Ad est invece, in Ucraina, o meglio in Bielorussia dove si sono incontrati il presidente Russo Vladimir Putin ed il premier ucraino Petro Poroshenko, sotto lo sguardo preoccupato di Angela Merkel e Francois Hollande, si è trovato un accordo per un cessate il fuoco. E solo per il cessate il fuoco. Il che, viste le premesse del vertice, è più o meno il minimo sindacale. Come aveva detto Hollande, “l’alternativa era la guerra”. Meglio, molto meglio una tregua che la guerra. Ma anche qui la questione vera non ha avuto soluzione: quale sarà lo status internazionale, l’estensione, l’autonomia e il governo delle regioni orientali dell’Ucraina sono ancora una domande senza risposta. E, quel che è peggio, le risposte verranno dalla prosecuzione dello scontro, da una probabile altalena tra il si tratta e il si spara.
“I leader che hanno partecipato ai colloqui di Minsk sulla crisi in Ucraina hanno trovato un accordo, dopo una maratona notturna di 16 ore. Previsto un cessate il fuoco a partire dal 15 febbraio, scatterà alla mezzanotte del sabato. Finché non sarà raggiunta una tregua completa tutte le parti dovrebbero mostrare moderazione ed evitare spargimenti di sangue inutili – ha detto Vladimir Putin annunciando l’intesa – Al vertice è stato concordato anche il ritiro delle armi pesanti dalla linea del fronte del conflitto. Tutti i prigionieri di guerra del conflitto nel Donbass saranno liberati ‘entro 19 giorni’ secondo una ‘formula tutti per tutti’, ha aggiunto il presidente ucraino Petro Poroshenko”, raccontano le ultime cronache in arrivo dalla Bielorussia. “Ottimo risultato commenta”, forse frettolosamente, il premier Matteo Renzi. Ma le facce della coppia Merkel-Hollande al termine dell’incontro, e soprattutto il loro “c’è ancora molto da fare…”, rivelano un risultato meno entusiasmante.

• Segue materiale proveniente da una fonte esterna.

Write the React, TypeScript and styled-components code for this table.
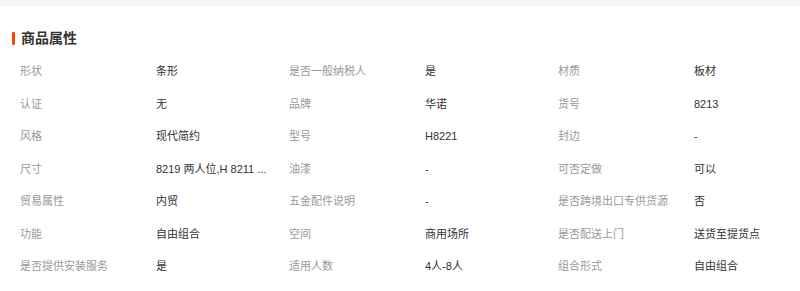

La questione centrale, e cioè se la futura Ucraina sarà decentralizzata come vorrebbero gli europei oppure federale come vorrebbe Putin, non ha soluzione e le posizione russe da una parte ed ucraine dall’altra restano molto distanti. “Nei due casi, al di là della differenza semantica – scrive Bernardo Valli su Repubblica -, le province in mano ai filo russi (Donetsk e Lugansk) diventeranno autonome, e dal livello di autonomia che otterranno potranno più o meno condizionare il potere centrale di Kiev. E impedirgli di aderire alla Nato e all’Unione europea. Non a caso alla parola ‘federazione’ Petro Poroshenko si infuria. Quella è invece per Putin la parola chiave sulla quale ruota la trattativa”. L’accordo trovato sul cessate il fuoco è quindi una non-soluzione in quanto non affronta la questione vera e lascia, anzi, trasparire quanti pochi passi in avanti siano stati fatti.

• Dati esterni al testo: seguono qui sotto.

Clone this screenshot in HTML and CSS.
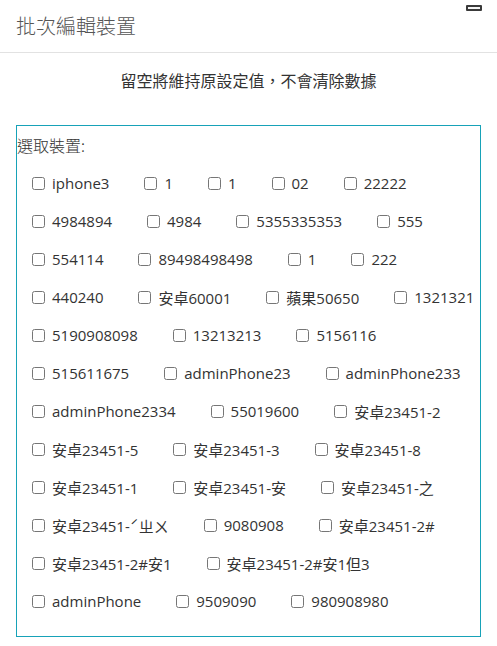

Spostandosi di circa duemila chilometri ad ovest, a Bruxelles, le cose non migliorano. Lì, nel cuore dell’Europa intesa non solo in senso geografico, si sta tentanto di mediare una soluzione per il problema Grecia. Atene è quasi con l’acqua alla gola, nel senso che la sua liquidità sta per finire, e come sintetizza Federico Fubini ancora su Repubblica, è vicina al punto “quando tutto si ferma: il punto al quale il governo di Atene si trova privo di liquidità per assicurare gli stipendi pubblici, le pensioni e i più elementari pagamenti che permettono a uno Stato di funzionare. È il confine che separa l’ordine sociale dal caos, distante ormai solo qualche settimana se un accordo fra Tsipras e il resto d’Europa non arriva presto”. Un punto di non ritorno distante non giorni ma settimane e che solo il governo di Atene conosce con precisione. E il punto che significherebbe anche l’uscita della Grecia dalla moneta unica. Ipotesi che ancora dopo l’elezione del leader di Syriza era data come improbabile e che ora, se verrà evitata, lo sarà in virtù di un accordo che come per l’Ucraina non rappresenta una soluzione del problema.
“Per parte propria – racconta Fubini – il nuovo premier in parlamento ad Atene lunedì e martedì ha dato l’impressione di essere prigioniero della sua stessa retorica belligerante. Dopo aver cancellato la tassa sulla casa, ha persino promesso ai greci che le scadenze residue si sarebbero potute versare ‘in cento rate’. Ovvio che moltissimi abbiano subito smesso di pagarle, che il bilancio sia sempre più in deficit e il premier popolarissimo”. Poche righe che portano a galla la vera questione. Perché se è ancora probabile che un accordo per garantire l’immediata liquidità e un compromesso per la dilazione nei decenni del debito di Atene vengano trovati, non solo non ha risposta ma nemmeno è stata affrontata la questione di come la Grecia farà a smettere di produrre debito. E’ infatti evidente che se si produce più debito di quanto se ne paga, il passivo non può che aumentare. In questa caso sarebbe l’Ocse a trattare con Atene per delle riforme che, forse ma non è stato nemmeno ancora promesso, dovrebbero ‘guarire’ l’economia ellenica. Ma a meno di avere una specie di formula magica è difficile immaginare soluzioni in grado di conciliare le promesse di Tsipras, come la riassunzione di circa 3000 impiegati pubblici, l’aumento del salario minimo, la riapertura della tv pubblica, con la riduzione del deficit. La seconda pezza.